ÜDS-2006-Autumn-12
Oct. 8, 2006 • 2 min
Treating depression could change significantly following the results of a small Canadian clinical trial that ended in 2005. The procedure used in the study freed several patients from heavy depression that had resisted medication, talk therapy and even electroconvulsive (shock) treatment. Study co-author Helen S. Mayberg cautions that any trial so small – just six patients – must be considered provisional. Yet four of the six subjects felt dramatic and lasting effects. University of Toronto neurosurgeon Andres Lozano implanted battery-powered, pacemakerlike devices underneath a patient’s clavicle, then ran flexible, hair-thin electrodes to the subgenual cingulate, a well-buried cortical area that Mayberg had previously found active in depressive or sad states.
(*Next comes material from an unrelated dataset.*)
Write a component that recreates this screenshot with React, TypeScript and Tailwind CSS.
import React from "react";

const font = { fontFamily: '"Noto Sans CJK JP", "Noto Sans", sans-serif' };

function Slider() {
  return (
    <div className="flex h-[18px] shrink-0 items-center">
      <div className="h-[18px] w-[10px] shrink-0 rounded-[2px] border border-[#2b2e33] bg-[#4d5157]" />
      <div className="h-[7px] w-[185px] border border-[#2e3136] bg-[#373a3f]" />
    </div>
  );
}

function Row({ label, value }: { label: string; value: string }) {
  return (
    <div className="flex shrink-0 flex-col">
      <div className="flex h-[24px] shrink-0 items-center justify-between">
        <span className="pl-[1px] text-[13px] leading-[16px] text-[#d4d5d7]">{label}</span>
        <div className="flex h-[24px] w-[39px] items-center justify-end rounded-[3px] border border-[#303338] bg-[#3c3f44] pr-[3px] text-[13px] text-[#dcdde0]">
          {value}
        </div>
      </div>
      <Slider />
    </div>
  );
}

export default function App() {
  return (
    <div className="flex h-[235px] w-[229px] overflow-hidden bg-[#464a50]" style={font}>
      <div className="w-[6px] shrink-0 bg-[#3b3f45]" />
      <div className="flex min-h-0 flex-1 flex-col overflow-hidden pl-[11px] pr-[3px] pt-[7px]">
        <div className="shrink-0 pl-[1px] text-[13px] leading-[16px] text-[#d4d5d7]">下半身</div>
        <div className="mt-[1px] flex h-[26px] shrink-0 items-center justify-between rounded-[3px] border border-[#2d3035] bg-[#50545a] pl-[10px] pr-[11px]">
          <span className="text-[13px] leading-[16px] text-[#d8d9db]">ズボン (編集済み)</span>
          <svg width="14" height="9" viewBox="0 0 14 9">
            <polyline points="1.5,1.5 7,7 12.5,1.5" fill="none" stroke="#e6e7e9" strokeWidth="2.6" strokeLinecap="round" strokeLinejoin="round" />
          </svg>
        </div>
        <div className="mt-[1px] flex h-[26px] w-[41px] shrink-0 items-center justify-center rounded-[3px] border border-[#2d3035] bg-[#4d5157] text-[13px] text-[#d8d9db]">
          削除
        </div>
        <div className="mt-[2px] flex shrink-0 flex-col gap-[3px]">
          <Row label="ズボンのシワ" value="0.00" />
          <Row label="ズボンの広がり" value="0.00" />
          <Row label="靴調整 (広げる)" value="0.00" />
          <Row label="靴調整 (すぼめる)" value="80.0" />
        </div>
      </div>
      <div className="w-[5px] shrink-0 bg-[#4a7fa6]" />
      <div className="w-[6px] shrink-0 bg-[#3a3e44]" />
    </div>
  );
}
The electrodes delivered pulses of four volts, 130 times a second. Mayberg hypothesized that in badly depressed patients the subgenual cingulate acts like a switch left open, allowing depressive circuits to fire more than is necessary. Her results suggest that the regular stimulation might moderate that activity. In 2005, after a year of living with the continuous impulses, the four patients had lowered their scores on the Hamilton Depression Rating Scale from the soul-deadening high 20s to between one and eight – quite healthy.